When the motors are spinning, the average current is always going to be much less. The coil inductance limits how fast you can spin the motor and current draw. The most current a stepper motors uses is when it is at zero rpm. That is the current requirement for max holding torque. It also depends on what step position in the cycle the motor position is at. At one point in the cycle both windings are fully energized. That is the position when you need to take your current readings for maximum draw. Power supply needs to be able to handle that for the number of motors connected. Else maximum holding torque will not be achieved.

[A_Camera]

Response to A_Camera: If you really take 3A per winding from a 40V Power Supply, the total power taken is 40 X 3 X 2 windings = 240 Watts.
Your motor and Driver will be red hot.

The purpose and function of a Chopper drive is to drive a low voltage motor from a high voltage power supply by maintaining constant current drive using a switching action.

Again, you are confusing inductive load with resistive.

Also, with that logic you could just as well run a CNC using a 5V supply, and that is obviously not working that well. But, whatever rocks your boat is fine for me. Others will learn the hard way and as other type of questions, like "why does my motors stall", or "why can't I run this fast" and similar and will get the answer I have given.

BTW, my motors get pretty hot, which is normal for motors. Not "red hot" but about 50 degree Celsius. Also my PSU rectifier gets heated up pretty fast, but that is kept at around 35-40 degrees with a fan.

[millhead]

Jim,
Agree with you 100% on the speed.
I will take the measurements at a very low speed, since when stationary, my drives will go to lower holding current.

Also agree that when spinning, even at a slow rate, the current measured will be about 2/3 of the peak.

[A_Camera]

Jim,
A chopper type stepper motor drive work just as a switching power supply. The current taken from the input power source depends on the voltage.
Here are the specifications printed on my Laptop Power supply:
Output: 15 Volts, 5 Amps
Input 120 Volts, 1.2Amps or 240 Volts, 0.6 Amps

A chopper drive works the same way.

Actually, since the chopper frequency is of the order of 20 to 40 Khz, if you measure the current using an Oscilloscope with a current probe, or series resistor and differential probe, you will see very little ripple, because the capacitors in the PSU and the stepper drive will absorb all the ripple. For this reason, you CAN measure the current with a regular DC ampere meter.

No, you can't. Again, we are talking about inductive load. Also, the load is not constant, like when you switch on a lamp, but is high when a step pulse is given and low in between.
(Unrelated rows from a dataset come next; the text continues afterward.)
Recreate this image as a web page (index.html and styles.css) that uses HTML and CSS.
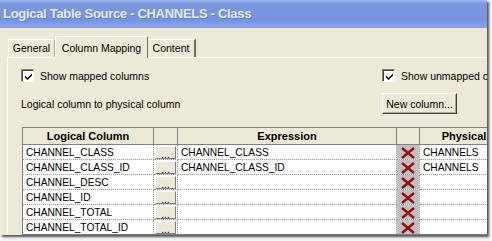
FILE: index.html
```html
<html>
<head><title>Logical Table Source - CHANNELS - Class</title>
<link rel="stylesheet" href="styles.css">
</head>
<body>
<div class="window">
	<div class="titlebar">Logical Table Source - CHANNELS - Class</div>
	<div class="client">
		<div class="tabs">
			<div class="tab first">General</div>
			<div class="tab selected">Column Mapping</div>
			<div class="tab last">Content</div>
		</div>
		<div class="panel">
			<div class="options">
				<label class="check"><span class="box"><svg width="9" height="9" viewBox="0 0 9 9"><path d="M1 3.5 L3.5 6 L8 1.5 L8 3.5 L3.5 8 L1 5.5 Z" fill="#000"/></svg></span>Show mapped columns</label>
				<label class="check"><span class="box"><svg width="9" height="9" viewBox="0 0 9 9"><path d="M1 3.5 L3.5 6 L8 1.5 L8 3.5 L3.5 8 L1 5.5 Z" fill="#000"/></svg></span>Show unmapped columns</label>
				<div class="caption">Logical column to physical column</div>
				<div><button class="btn">New column...</button></div>
			</div>
			<table class="grid">
				<colgroup>
					<col class="c-logical"><col class="c-more"><col class="c-expr"><col class="c-del"><col class="c-phys">
				</colgroup>
				<tr class="head">
					<th>Logical Column</th><th></th><th>Expression</th><th></th><th>Physical</th>
				</tr>
				<tr><td>CHANNEL_CLASS</td><td class="more"><span class="dots">...</span></td><td>CHANNEL_CLASS</td><td class="del"><svg width="16" height="12" viewBox="0 0 16 12"><path d="M2 1 L14 11 M14 1 L2 11" stroke="#980808" stroke-width="2.3"/></svg></td><td>CHANNELS</td></tr>
				<tr><td>CHANNEL_CLASS_ID</td><td class="more"><span class="dots">...</span></td><td>CHANNEL_CLASS_ID</td><td class="del"><svg width="16" height="12" viewBox="0 0 16 12"><path d="M2 1 L14 11 M14 1 L2 11" stroke="#980808" stroke-width="2.3"/></svg></td><td>CHANNELS</td></tr>
				<tr><td>CHANNEL_DESC</td><td class="more"><span class="dots">...</span></td><td></td><td class="del"><svg width="16" height="12" viewBox="0 0 16 12"><path d="M2 1 L14 11 M14 1 L2 11" stroke="#980808" stroke-width="2.3"/></svg></td><td></td></tr>
				<tr><td>CHANNEL_ID</td><td class="more"><span class="dots">...</span></td><td></td><td class="del"><svg width="16" height="12" viewBox="0 0 16 12"><path d="M2 1 L14 11 M14 1 L2 11" stroke="#980808" stroke-width="2.3"/></svg></td><td></td></tr>
				<tr><td>CHANNEL_TOTAL</td><td class="more"><span class="dots">...</span></td><td></td><td class="del"><svg width="16" height="12" viewBox="0 0 16 12"><path d="M2 1 L14 11 M14 1 L2 11" stroke="#980808" stroke-width="2.3"/></svg></td><td></td></tr>
				<tr><td>CHANNEL_TOTAL_ID</td><td class="more"><span class="dots">...</span></td><td></td><td class="del"><svg width="16" height="12" viewBox="0 0 16 12"><path d="M2 1 L14 11 M14 1 L2 11" stroke="#980808" stroke-width="2.3"/></svg></td><td></td></tr>
			</table>
		</div>
	</div>
</div>
</body>
</html>
```
FILE: styles.css
```css
body {
	margin:0px;
	background:#f4f4f4;
	font-family:"Liberation Sans", Arial, sans-serif;
	font-size:10.5px;
	color:#000;
}

.window {
	width:487px;
	height:235px;
	overflow:hidden;
	background:#ece9d8;
	box-shadow:2px 2px 2px #555;
	display:flex;
	flex-direction:column;
}

.titlebar {
	height:28px;
	flex:none;
	box-sizing:border-box;
	padding:6px 0 0 3px;
	background:linear-gradient(#a9bff2 0px, #86a2e6 2px, #7a96df 5px, #7793de 20px, #84a4ec 26px, #7f9ee6 28px);
	color:#e4ecfb;
	font-weight:bold;
	font-size:13px;
	letter-spacing:-0.3px;
	white-space:nowrap;
	text-shadow:1px 1px 0px #6880c8;
}

.client {
	padding:8px 0 0 7px;
	flex:1;
}

.tabs {
	display:flex;
	align-items:flex-end;
	height:21px;
	padding-left:1px;
}

.tab {
	height:18px;
	box-sizing:border-box;
	padding-top:2px;
	text-align:center;
	border-top:1px solid #fff;
	border-left:1px solid #fff;
	border-right:1px solid #aca899;
	white-space:nowrap;
	font-size:10.5px;
}
.tab.first { width:47px; }
.tab.selected {
	height:22px;
	width:93px;
	padding-top:5px;
	margin-bottom:-1px;
	background:#ece9d8;
	position:relative;
	border-right:1px solid #716f64;
}
.tab.last {
	width:48px;
	border-left:none;
	border-right:2px solid #716f64;
}

.panel {
	border-top:1px solid #fff;
	border-left:1px solid #fff;
	padding:11px 0 0 13px;
}

.options {
	display:grid;
	grid-template-columns:361px 200px;
	grid-template-rows:13px 21px;
	row-gap:11px;
	align-items:center;
	white-space:nowrap;
}

.check {
	display:flex;
	align-items:center;
	gap:6px;
	height:13px;
}
.box {
	width:13px;
	height:13px;
	box-sizing:border-box;
	border:1px solid;
	border-color:#808080 #fff #fff #808080;
	box-shadow:inset 1px 1px 0 #404040;
	background:#fff;
	display:flex;
	align-items:center;
	justify-content:center;
	padding:1px 0 0 1px;
}

.btn {
	width:75px;
	height:21px;
	padding:0;
	font-family:"Liberation Sans", Arial, sans-serif;
	font-size:10.5px;
	background:#ece9d8;
	border:1px solid;
	border-color:#fff #404040 #404040 #fff;
	box-shadow:inset -1px -1px 0 #aca899;
	color:#000;
}

.grid {
	margin-top:13px;
	margin-left:1px;
	border-collapse:collapse;
	table-layout:fixed;
	width:486px;
	border:1px solid #808080;
	box-shadow:inset 1px 1px 0 #404040;
	font-family:"Liberation Sans", Arial, sans-serif;
	font-size:10.2px;
}
.c-logical { width:131px; }
.c-more { width:24px; }
.c-expr { width:219px; }
.c-del { width:23px; }
.c-phys { width:89px; }

.grid th {
	height:17px;
	padding:0;
	font-weight:bold;
	font-size:11px;
	text-align:center;
	background:#ece9d8;
	border:1px solid #808080;
	border-top:none;
	white-space:nowrap;
}
.grid td {
	height:14px;
	padding:0 0 0 3px;
	background:#fff;
	border:1px dotted #a0a0a0;
	white-space:nowrap;
	overflow:hidden;
	line-height:13px;
}
.grid td.more {
	padding:1px 0 0 1px;
	vertical-align:top;
}
.dots {
	display:block;
	width:21px;
	height:13px;
	box-sizing:border-box;
	background:#ece9d8;
	border:1px solid;
	border-color:#fff #808080 #808080 #fff;
	text-align:center;
	line-height:15px;
	font-size:10px;
}
.grid td.del {
	padding:0;
	background:#c0c0c0;
	text-align:center;
	vertical-align:middle;
}
.grid td.del svg {
	display:block;
	margin:1px auto 0 auto;
}
```
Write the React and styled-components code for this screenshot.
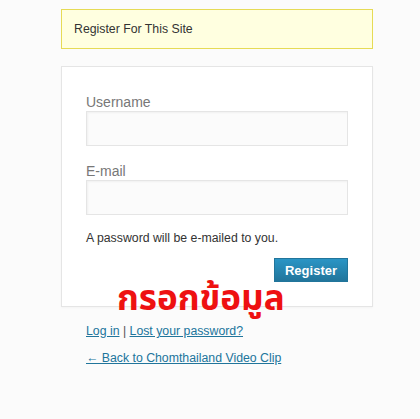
import React from 'react';
import styled, { createGlobalStyle } from 'styled-components';

const GlobalStyle = createGlobalStyle`
  html, body {
    margin: 0;
    padding: 0;
    background: #fbfbfb;
  }
  body {
    font-family: "Liberation Sans", Arial, sans-serif;
    color: #333;
  }
`;

const Page = styled.div`
  width: 420px;
  height: 419px;
  padding: 9px 0 0 61px;
  box-sizing: border-box;
  position: relative;
`;

const Wrapper = styled.div`
  width: 312px;
`;

const Message = styled.div`
  height: 40px;
  box-sizing: border-box;
  background: #ffffe0;
  border: 1px solid #e6db55;
  padding: 0 12px;
  display: flex;
  align-items: center;
  font-size: 12.3px;
  color: #333;
`;

const FormBox = styled.form`
  margin-top: 17px;
  background: #fff;
  border: 1px solid #e5e5e5;
  box-shadow: 0 1px 2px rgba(0, 0, 0, 0.03);
  padding: 26px 24px 24px;
  box-sizing: border-box;
  display: flow-root;
`;

const Label = styled.label`
  display: block;
  font-size: 14px;
  line-height: 18px;
  color: #777;
  margin-top: ${p => (p.$first ? '0' : '16px')};
`;

const Input = styled.input`
  display: block;
  width: 100%;
  height: 35px;
  box-sizing: border-box;
  background: #fbfbfb;
  border: 1px solid #e5e5e5;
  box-shadow: inset 1px 1px 2px rgba(200, 200, 200, 0.2);
  margin: 0;
  font-size: 20px;
`;

const Note = styled.p`
  margin: 15px 0 0;
  font-size: 12.3px;
  line-height: 16px;
  color: #333;
`;

const Submit = styled.div`
  display: flex;
  justify-content: flex-end;
  margin-top: 12px;
`;

const Button = styled.button`
  width: 74px;
  height: 24px;
  padding: 0;
  border: 1px solid #21759b;
  border-radius: 0;
  background: linear-gradient(to bottom, #2a95c5, #21759b);
  color: #fff;
  font-family: "Liberation Sans", Arial, sans-serif;
  font-size: 13px;
  font-weight: bold;
  cursor: pointer;
`;

const Nav = styled.p`
  margin: ${p => (p.$first ? '16px' : '11px')} 0 0 25px;
  font-size: 12.3px;
  line-height: 16px;
  color: #555;
`;

const Link = styled.a`
  color: #21759b;
  text-decoration: underline;
`;

const Stamp = styled.div`
  position: absolute;
  left: 117px;
  top: 282px;
  font-family: "Noto Sans Thai", "Tahoma", "Loma", "Garuda", sans-serif;
  font-size: 35px;
  font-weight: bold;
  color: #ee1111;
  line-height: 35px;
`;

export default function App() {
  return (
    <>
      <GlobalStyle />
      <Page>
        <Wrapper>
          <Message>Register For This Site</Message>
          <FormBox onSubmit={e => e.preventDefault()}>
            <Label $first>Username</Label>
            <Input type="text" />
            <Label>E-mail</Label>
            <Input type="email" />
            <Note>A password will be e-mailed to you.</Note>
            <Submit>
              <Button type="submit">Register</Button>
            </Submit>
          </FormBox>
        </Wrapper>
        <Nav $first>
          <Link href="#">Log in</Link> | <Link href="#">Lost your password?</Link>
        </Nav>
        <Nav>
          <Link href="#">← Back to Chomthailand Video Clip</Link>
        </Nav>
        <Stamp>กรอกข้อมูล</Stamp>
      </Page>
    </>
  );
}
So, the reading you get is false because it shows an average at best, assuming your simple DC amp meter can cope with the frequency of stepping, which is by far the case for simple and cheap amp meters.

Of course, a PSU with higher current rating will work perfectly OK, but it will be delivering a fraction of it's capacity.
I was merely trying to help people to spend a little less money on their CNC Power supplies.

I have an amp meter permanently wired to the PSU on the 43V side, now when the machine is in idle, the motors are disabled, the current reading is 0.1A, when the motors are enabled the reading jumps to 2A, and when the driver lowers to holding current it reads 1.6A, after a second it drops to 1.2A. This is fine, but like I said, it is not the real current when the motors are running, only when the motors are not running. Here is a short video I just made if you want to watch it, you can see what is happening.

https://youtu.be/m1zxi-BjIhc

Note that current will increase even more once cutting starts.

[A_Camera]

I will take the measurements at a very low speed,

Again, not the right approach since the stepping pulses will not be longer if you run slow, they supposed to be constant and just a few micro seconds each. At least on my driver, that is the case.

[jfong]

Jim,
Agree with you 100% on the speed.
I will take the measurements at a very low speed, since when stationary, my drives will go to lower holding current.

Also agree that when spinning, even at a slow rate, the current measured will be about 2/3 of the peak.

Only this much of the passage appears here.